Back in the 1920s, the response among many American artists to the bold, formal, and often abstract innovations of the Europeans (think Picasso, Mondrian, et al.) was to reassert the importance of more traditional representation, in a movement known as American Scene painting. These works sprung from the socially concerned work of the Ashcan School, and eventually grew into the new, often politically conservative style of Regionalism, which rejected the suspect polyglot culture of the urban centers, in favor of representing something more purely “American.”
The artists working in and around Woodstock, for the most part, tended to pursue a variant of this sort of American Scene painting (although with more liberal politics, on the whole), and a number of excellent examples of this work from the 1920s, ’30s, and ’40s will be on view starting this month at the Woodstock Artists Association. “American Scenes: Images of Leisure and Entertainment” is the second installment in a series of exhibitions organized by the WAA, highlighting the representation of everyday American life by artists from the area.
“Provincial” is not quite the right word to describe the Woodstock artists of that era—then, as now, the connections to New York were too close, too accessible to be ignored. Many artists participated in the community here only during the summers, others shuttled back and forth to the city as they pleased. What they shared, for the most part, was a commitment to easily legible representation, rejecting the farther flung theories of abstract art, a bias that emerged in the 1930s as the style made popular by New Deal-sponsored public art (which is also on view this month in an excellent show of government sponsored mural art drawings, “For the People,” at Vassar College).
Works in the show range from Pele DeLappe’s mildly creepy print Coney Island, which depicts a disturbing, faux-Surrealist encounter between a buxom young woman and an otherworldly midget clown, to Julia Leaycraft’s cockle-warming painting Village in Winter, a bucolic view of Woodstock’s Village Green under a blanket of snow.
When I think of a provincial, it’s someone from the boondocks who simply doesn’t know better, whose taste was formed outside of the concentrated centers of culture—in short, something of a bumpkin. On those terms, the Woodstock artists were anything but provincial; it’s just that today, they are seen as being on the wrong side of history, backing the wrong horse in the art historical sweepstakes. (Interestingly, many of them changed their bets after World War II, and threw in with the formal experimentation of Abstract Expressionism.)
Today, in the full-blown era of globalization, the question of being provincial has changed fundamentally. How would you describe a provincial nowadays? Somebody without high-speed Internet?
That’s something we’ll all have to decide for ourselves, and there are plenty of opportunities this month to do just that. In conjunction with the historical show I’ve just discussed, WAA is opening a member show called “American Scenes,” which asks: What is it that makes us American? Just what is it that defines us as Americans today? And, what about art can connect to such a notion? It should be interesting to see what turns up in response.
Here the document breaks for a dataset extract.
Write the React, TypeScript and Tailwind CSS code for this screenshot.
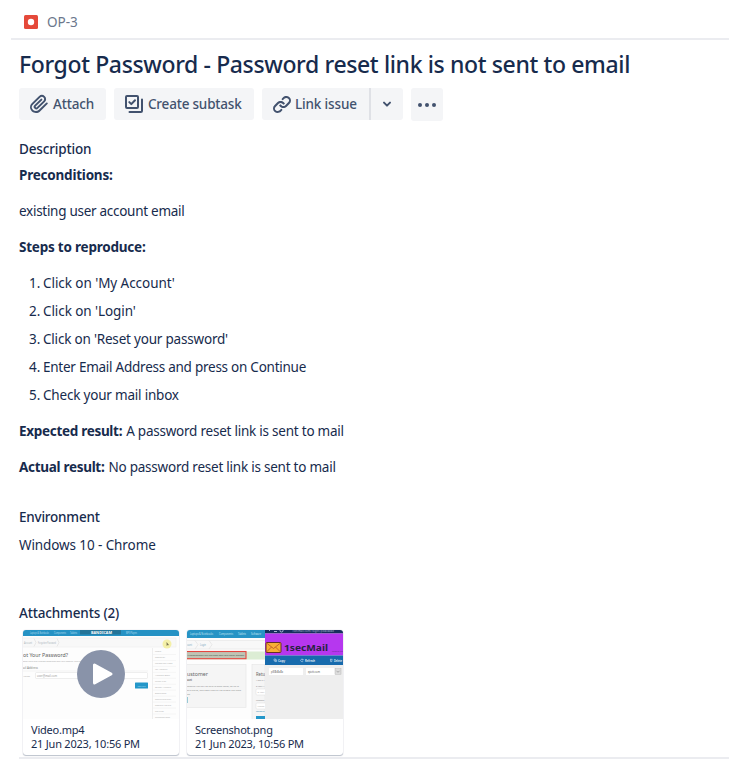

A bit further south, Van Brunt Gallery in Beacon is presenting the latest installment in a series of exhibitions dedicated to what owner Carl Van Brunt likes to call the “New Hudson” movement, a group of some of the most talented artists in the region, working in sometimes very diverse styles—and not a single “provincial” in the lot. This show focuses on the seemingly simple question, “What is a landscape?” after considering the elisions between natural and human, placing us “right in the middle of the landscape we once contemplated from afar.” The show includes a variety of responses to this new reality, by artists as diverse as James Dustin, Portia Munson, Vincent Pomilio, Laura Moriarty, and Stephen Spacarelli.
Given the general cluelessness of the panel I witnessed at the Cooper Union, it seems to me that the real “p-word” we need to worry about now is parochialism, which takes hold when a centralized authority uses its power to exclude anything that does not align itself with the particular, narrowly-focused scope or outlook endorsed by that authority. Perhaps what we need today is a bit more provocation from the provinces, and a bit less pontification from the putative center.